Work to be completed
Which lines hold the word "page"? Show each of them.

::::::::::

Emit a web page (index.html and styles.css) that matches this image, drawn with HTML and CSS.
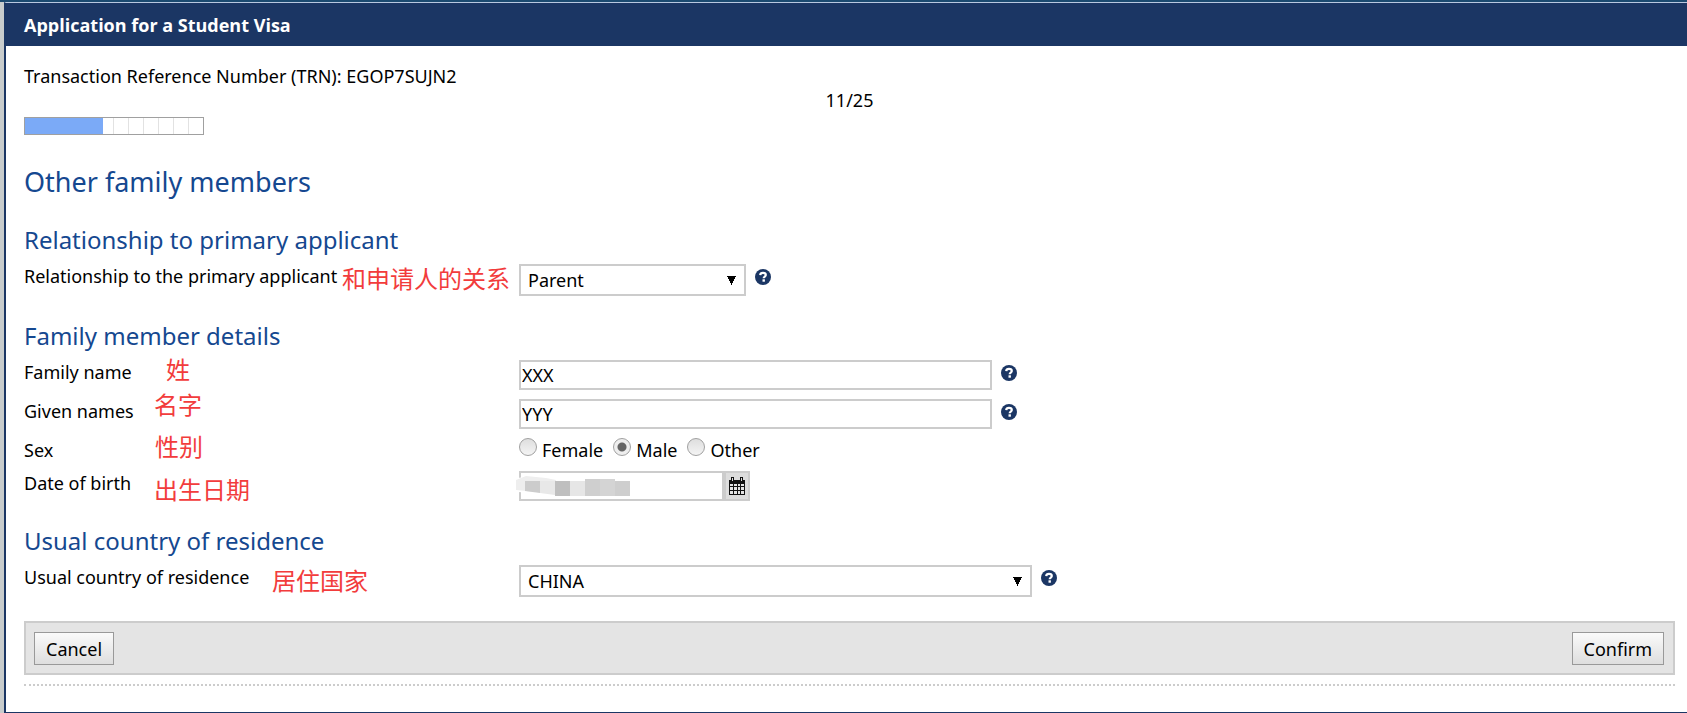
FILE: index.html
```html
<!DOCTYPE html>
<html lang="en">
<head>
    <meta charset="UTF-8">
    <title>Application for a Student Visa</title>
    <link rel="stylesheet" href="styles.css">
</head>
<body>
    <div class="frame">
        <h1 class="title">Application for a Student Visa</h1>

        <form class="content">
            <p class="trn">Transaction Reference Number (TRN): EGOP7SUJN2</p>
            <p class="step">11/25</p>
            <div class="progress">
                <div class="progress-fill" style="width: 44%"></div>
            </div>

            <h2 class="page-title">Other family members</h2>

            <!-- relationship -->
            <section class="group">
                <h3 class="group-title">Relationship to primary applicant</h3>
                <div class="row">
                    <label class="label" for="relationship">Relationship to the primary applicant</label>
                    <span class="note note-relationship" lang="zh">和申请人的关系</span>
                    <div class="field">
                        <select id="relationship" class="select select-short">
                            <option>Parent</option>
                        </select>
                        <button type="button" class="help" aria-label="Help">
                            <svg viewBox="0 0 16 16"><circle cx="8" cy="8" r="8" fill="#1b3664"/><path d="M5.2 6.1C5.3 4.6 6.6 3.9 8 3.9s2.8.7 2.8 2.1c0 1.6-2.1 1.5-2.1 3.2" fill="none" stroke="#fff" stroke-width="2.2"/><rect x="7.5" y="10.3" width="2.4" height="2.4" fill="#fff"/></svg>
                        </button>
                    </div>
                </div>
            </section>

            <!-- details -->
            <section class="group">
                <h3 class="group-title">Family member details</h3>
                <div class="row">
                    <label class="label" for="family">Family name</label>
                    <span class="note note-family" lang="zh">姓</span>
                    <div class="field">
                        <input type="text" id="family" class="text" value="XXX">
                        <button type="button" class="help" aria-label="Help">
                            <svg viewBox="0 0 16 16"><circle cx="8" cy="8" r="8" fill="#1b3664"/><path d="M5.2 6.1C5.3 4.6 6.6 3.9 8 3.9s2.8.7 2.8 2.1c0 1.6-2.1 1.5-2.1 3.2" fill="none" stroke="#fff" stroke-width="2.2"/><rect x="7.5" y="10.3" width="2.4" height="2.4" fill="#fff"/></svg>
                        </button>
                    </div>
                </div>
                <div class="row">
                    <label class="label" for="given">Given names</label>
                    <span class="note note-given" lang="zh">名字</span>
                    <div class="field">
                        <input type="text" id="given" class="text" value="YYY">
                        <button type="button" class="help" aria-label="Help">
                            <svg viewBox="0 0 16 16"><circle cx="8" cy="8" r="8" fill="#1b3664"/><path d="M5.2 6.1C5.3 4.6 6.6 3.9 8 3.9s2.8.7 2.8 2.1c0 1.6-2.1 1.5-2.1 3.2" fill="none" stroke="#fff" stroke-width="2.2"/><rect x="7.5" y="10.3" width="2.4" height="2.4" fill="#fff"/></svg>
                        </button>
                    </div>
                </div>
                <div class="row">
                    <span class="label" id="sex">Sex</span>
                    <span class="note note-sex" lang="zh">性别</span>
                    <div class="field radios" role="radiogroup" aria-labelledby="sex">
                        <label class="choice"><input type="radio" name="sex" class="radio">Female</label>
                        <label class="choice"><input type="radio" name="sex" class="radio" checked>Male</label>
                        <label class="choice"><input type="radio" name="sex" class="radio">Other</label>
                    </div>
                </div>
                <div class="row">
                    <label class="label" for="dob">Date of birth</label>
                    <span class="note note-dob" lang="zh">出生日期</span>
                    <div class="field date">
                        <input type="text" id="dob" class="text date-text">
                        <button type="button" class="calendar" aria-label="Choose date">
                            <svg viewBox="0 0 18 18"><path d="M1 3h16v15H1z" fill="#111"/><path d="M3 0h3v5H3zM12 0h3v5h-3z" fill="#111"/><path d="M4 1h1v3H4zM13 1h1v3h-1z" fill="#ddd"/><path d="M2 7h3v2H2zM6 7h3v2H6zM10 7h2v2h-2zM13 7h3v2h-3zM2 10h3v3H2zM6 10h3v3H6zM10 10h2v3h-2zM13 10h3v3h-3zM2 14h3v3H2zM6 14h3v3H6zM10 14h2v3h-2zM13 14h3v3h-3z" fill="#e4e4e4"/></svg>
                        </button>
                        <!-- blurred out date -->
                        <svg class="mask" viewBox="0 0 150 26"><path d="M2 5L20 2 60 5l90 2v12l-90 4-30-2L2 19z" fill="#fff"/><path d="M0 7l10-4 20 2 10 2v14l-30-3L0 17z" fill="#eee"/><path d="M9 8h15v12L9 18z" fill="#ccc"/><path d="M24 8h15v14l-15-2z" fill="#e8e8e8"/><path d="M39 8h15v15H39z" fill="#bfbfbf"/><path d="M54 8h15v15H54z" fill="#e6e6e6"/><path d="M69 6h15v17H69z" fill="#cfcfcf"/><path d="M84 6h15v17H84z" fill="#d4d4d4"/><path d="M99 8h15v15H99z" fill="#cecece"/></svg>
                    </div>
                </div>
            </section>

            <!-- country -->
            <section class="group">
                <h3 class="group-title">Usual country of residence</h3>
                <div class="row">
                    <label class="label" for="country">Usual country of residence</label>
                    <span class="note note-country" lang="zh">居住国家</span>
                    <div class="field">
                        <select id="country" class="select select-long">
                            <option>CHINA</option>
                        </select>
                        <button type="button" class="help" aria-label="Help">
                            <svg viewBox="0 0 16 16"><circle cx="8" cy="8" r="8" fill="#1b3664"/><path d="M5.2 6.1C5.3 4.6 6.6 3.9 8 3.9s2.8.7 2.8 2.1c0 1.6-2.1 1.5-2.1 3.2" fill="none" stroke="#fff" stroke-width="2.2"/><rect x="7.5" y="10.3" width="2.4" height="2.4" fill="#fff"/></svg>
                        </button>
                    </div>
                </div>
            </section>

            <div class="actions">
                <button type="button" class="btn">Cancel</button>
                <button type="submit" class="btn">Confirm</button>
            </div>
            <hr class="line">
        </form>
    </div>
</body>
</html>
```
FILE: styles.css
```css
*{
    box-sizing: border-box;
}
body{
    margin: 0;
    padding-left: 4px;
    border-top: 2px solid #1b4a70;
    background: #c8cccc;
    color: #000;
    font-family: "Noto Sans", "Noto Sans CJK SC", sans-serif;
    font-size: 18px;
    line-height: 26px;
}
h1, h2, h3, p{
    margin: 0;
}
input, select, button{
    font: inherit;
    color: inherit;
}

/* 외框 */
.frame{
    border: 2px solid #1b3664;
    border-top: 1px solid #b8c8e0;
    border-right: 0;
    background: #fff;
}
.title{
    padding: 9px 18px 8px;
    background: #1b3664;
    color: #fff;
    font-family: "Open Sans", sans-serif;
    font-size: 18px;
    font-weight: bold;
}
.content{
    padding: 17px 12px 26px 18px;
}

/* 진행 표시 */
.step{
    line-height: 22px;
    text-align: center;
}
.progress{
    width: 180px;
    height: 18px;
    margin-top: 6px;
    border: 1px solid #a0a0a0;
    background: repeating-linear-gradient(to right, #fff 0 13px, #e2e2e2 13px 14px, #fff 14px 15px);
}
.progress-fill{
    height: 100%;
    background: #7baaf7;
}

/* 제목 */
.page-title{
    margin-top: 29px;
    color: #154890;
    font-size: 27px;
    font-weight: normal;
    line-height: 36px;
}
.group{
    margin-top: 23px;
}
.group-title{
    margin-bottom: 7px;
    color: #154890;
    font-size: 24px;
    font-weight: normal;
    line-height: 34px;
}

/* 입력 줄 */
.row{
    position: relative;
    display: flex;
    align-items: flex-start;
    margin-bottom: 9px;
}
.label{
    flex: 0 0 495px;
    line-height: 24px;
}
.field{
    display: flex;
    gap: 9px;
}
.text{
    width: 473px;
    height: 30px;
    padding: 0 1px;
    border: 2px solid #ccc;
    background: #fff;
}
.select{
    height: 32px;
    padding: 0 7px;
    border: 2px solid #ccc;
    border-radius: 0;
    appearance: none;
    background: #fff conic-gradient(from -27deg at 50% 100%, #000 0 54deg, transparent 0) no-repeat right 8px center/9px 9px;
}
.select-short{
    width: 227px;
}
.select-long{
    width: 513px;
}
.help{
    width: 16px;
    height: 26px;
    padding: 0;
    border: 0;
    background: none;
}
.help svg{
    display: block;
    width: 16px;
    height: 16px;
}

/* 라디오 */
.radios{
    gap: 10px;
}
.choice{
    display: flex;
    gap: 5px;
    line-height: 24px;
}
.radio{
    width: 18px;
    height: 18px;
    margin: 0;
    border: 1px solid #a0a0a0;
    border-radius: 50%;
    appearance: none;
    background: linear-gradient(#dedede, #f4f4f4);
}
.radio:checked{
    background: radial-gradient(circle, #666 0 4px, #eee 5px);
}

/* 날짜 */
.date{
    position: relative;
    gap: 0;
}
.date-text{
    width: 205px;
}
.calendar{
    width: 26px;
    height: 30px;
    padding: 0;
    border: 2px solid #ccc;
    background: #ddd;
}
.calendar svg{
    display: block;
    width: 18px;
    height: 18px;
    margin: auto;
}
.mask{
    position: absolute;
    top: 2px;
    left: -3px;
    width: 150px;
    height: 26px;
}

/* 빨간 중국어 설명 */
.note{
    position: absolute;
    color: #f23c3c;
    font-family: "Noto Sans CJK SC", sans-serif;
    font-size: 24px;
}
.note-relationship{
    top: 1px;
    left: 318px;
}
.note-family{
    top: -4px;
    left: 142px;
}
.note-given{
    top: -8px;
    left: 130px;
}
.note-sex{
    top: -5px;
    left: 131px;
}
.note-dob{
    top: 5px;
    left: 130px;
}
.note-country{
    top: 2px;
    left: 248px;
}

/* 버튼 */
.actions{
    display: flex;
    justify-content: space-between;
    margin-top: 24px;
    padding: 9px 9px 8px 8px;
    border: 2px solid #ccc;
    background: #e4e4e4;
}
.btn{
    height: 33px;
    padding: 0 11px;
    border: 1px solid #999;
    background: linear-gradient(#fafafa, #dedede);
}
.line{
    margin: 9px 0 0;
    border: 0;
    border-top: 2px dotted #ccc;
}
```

::::::::::

Right answer
Emit a web page (index.html and styles.css) that matches this image, drawn with HTML and CSS.
            <h2 class="page-title">Other family members</h2>
.page-title{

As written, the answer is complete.